What Justice Motumise’s judgment detailed
Motumise’s judgment said the court found that the alleged fraudulent actions of Seretse and the former director of the Department of Energy in the then Ministry of Minerals and Water Resources, Kerekang cheated the public revenue.
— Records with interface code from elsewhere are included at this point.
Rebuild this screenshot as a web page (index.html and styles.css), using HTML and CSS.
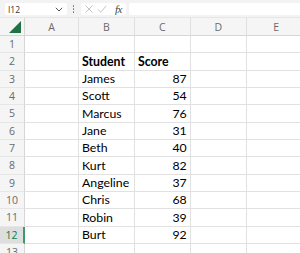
FILE: index.html
```html
<!DOCTYPE html>
<html>
<head>
<meta charset="utf-8">
<link rel="stylesheet" href="styles.css">
</head>
<body>
<div class="app">
  <div class="toolbar">
    <div class="namebox">
      <span class="ref">I12</span>
      <svg class="chev" width="8" height="5" viewBox="0 0 8 5"><path d="M0.8 0.8 L4 4 L7.2 0.8" fill="none" stroke="#555" stroke-width="1"/></svg>
    </div>
    <div class="dots"><i></i><i></i><i></i></div>
    <div class="fxbox">
      <svg width="10" height="10" viewBox="0 0 10 10"><path d="M1.5 1.5 L8.5 8.5 M8.5 1.5 L1.5 8.5" stroke="#c4c4c4" stroke-width="1" fill="none"/></svg>
      <svg width="10" height="10" viewBox="0 0 10 10"><path d="M1 5.5 L3.8 8.3 L9.2 1.8" stroke="#c4c4c4" stroke-width="1" fill="none"/></svg>
      <span class="fx">fx</span>
    </div>
    <div class="formula"></div>
  </div>
  <div class="sheet">
    <div class="corner"><svg width="14" height="13" viewBox="0 0 14 13"><path d="M13 0 L13 12 L1 12 Z" fill="#217346"/></svg></div>
    <div class="ch">A</div><div class="ch">B</div><div class="ch">C</div><div class="ch">D</div><div class="ch">E</div>

    <div class="rh">1</div><div class="c"></div><div class="c"></div><div class="c"></div><div class="c"></div><div class="c"></div>
    <div class="rh">2</div><div class="c"></div><div class="c b">Student</div><div class="c b">Score</div><div class="c"></div><div class="c"></div>
    <div class="rh">3</div><div class="c"></div><div class="c">James</div><div class="c n">87</div><div class="c"></div><div class="c"></div>
    <div class="rh">4</div><div class="c"></div><div class="c">Scott</div><div class="c n">54</div><div class="c"></div><div class="c"></div>
    <div class="rh">5</div><div class="c"></div><div class="c">Marcus</div><div class="c n">76</div><div class="c"></div><div class="c"></div>
    <div class="rh">6</div><div class="c"></div><div class="c">Jane</div><div class="c n">31</div><div class="c"></div><div class="c"></div>
    <div class="rh">7</div><div class="c"></div><div class="c">Beth</div><div class="c n">40</div><div class="c"></div><div class="c"></div>
    <div class="rh">8</div><div class="c"></div><div class="c">Kurt</div><div class="c n">82</div><div class="c"></div><div class="c"></div>
    <div class="rh">9</div><div class="c"></div><div class="c">Angeline</div><div class="c n">37</div><div class="c"></div><div class="c"></div>
    <div class="rh">10</div><div class="c"></div><div class="c">Chris</div><div class="c n">68</div><div class="c"></div><div class="c"></div>
    <div class="rh">11</div><div class="c"></div><div class="c">Robin</div><div class="c n">39</div><div class="c"></div><div class="c"></div>
    <div class="rh sel">12</div><div class="c"></div><div class="c">Burt</div><div class="c n">92</div><div class="c"></div><div class="c"></div>
    <div class="rh">13</div><div class="c"></div><div class="c"></div><div class="c"></div><div class="c"></div><div class="c"></div>
  </div>
</div>
</body>
</html>
```
FILE: styles.css
```css
* { box-sizing: border-box; }
html, body { margin: 0; padding: 0; background: #fff; }
.app { width: 300px; height: 253px; overflow: hidden; }

.toolbar {
  height: 18px;
  background: #f3f3f3;
  display: flex;
  align-items: flex-start;
  padding: 3px 0 0 5px;
  border-bottom: 1px solid #e6e6e6;
}
.namebox {
  width: 62px; height: 12px;
  background: #fff;
  border-radius: 2px;
  display: flex; align-items: center; justify-content: space-between;
  padding: 0 4px 0 3px;
  font-family: "Open Sans", sans-serif; font-size: 8.5px; color: #333;
}
.chev { margin-top: 1px; }
.dots {
  width: 13px; height: 12px;
  display: flex; flex-direction: column; align-items: center; justify-content: center; gap: 1.5px;
}
.dots i { display: block; width: 1.5px; height: 1.5px; background: #777; border-radius: 50%; }
.fxbox {
  width: 45px; height: 12px;
  margin-left: 1px;
  background: #fff; border-radius: 2px;
  display: flex; align-items: center; gap: 3px;
  padding-left: 3px;
}
.fx {
  font-family: "Liberation Serif", serif; font-style: italic; font-size: 11px; color: #444;
  margin-left: 5px; letter-spacing: -0.5px;
}
.formula {
  flex: 1; height: 12px; margin-left: 3px;
  background: #fff; border-radius: 2px 0 0 2px;
}

.sheet {
  display: grid;
  grid-template-columns: 25px 54px 56px 55.7px 56px 60px;
  grid-template-rows: 18px repeat(13, 17.33px);
  font-family: Lato, "Open Sans", sans-serif;
}
.corner {
  background: #f5f5f5;
  border-right: 1px solid #d6d6d6;
  border-bottom: 1px solid #d6d6d6;
  display: flex; align-items: flex-end; justify-content: flex-end;
  padding: 0 2px 1px 0;
}
.ch {
  background: #f5f5f5;
  border-right: 1px solid #e0e0e0;
  border-bottom: 1px solid #d6d6d6;
  font-family: "Open Sans", sans-serif; font-size: 10.5px; color: #6a6a6a;
  display: flex; align-items: center; justify-content: center;
  padding-top: 1px;
}
.rh {
  background: #f5f5f5;
  border-right: 1px solid #d6d6d6;
  border-bottom: 1px solid #e6e6e6;
  font-family: "Open Sans", sans-serif; font-size: 10.5px; color: #6a6a6a;
  display: flex; align-items: center; justify-content: center;
}
.rh.sel {
  background: #dedede;
  color: #107c41;
  border-right: 2px solid #3f9a6a;
}
.c {
  border-right: 1px solid #e1e1e1;
  border-bottom: 1px solid #e1e1e1;
  font-size: 12.3px; color: #000;
  display: flex; align-items: flex-end;
  padding: 0 3px 1px 3px;
  white-space: nowrap;
}
.c.b { font-weight: 700; }
.c.n { justify-content: flex-end; }
```
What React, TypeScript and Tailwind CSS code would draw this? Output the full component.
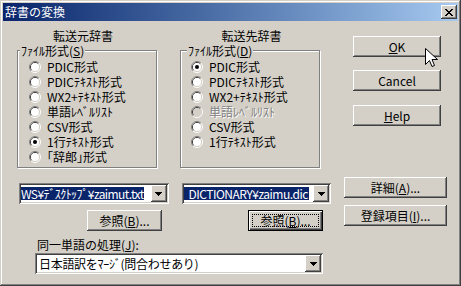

He explained that the duo acted fraudulently in diverting funds from the NPF for private gain instead of purchasing oil stocks for the Botswana Oil, according to the avowed purpose for which the funds were assigned. “The confiscation offence of money laundering was committed contrary to Section 47 of PICA by Seretse and Basis Points by using the NPF funds to purchase the respondents for themselves and related companies and individuals,” reads Motumise’s judgement in part.
Forfeiture assets
Some of the assets that were to be released included a Maserati Ghilibi, two Mercedes Benz sedans, a Lexus LX, a Toyota Rav4, a Ford Ranger, a Volvo XC 90, a Land-cruiser 4.5, a Toyota Hilux, a Ford Fiesta, a Subaru station wagon, a VW Polo and a Rolls Royce Phantom, Weylands Furniture and fittings, Lease Area 181-KO, Plot No. 4890 Extension11, Plot No. 2565 Thema1, Lobatse, Plot No. 16403, Gaborone West, Rolex GMT Master 1 Watch, 14 pieces of Gym Equipment, Farm & Gardening Equipment 9pieces, 2× Farmtrack 6030 2WD & 2x Diclar Trailer, 28.0 KVA Ultra Silent Generator (380v), 7piece lawn mower equipment, VW Polo B938 AZB and many others. Meanwhile the case was before Justices Johan Froneman, Singh Lakhvinder Walia and Edwin Cameron. Judgment has been reserved for February 23.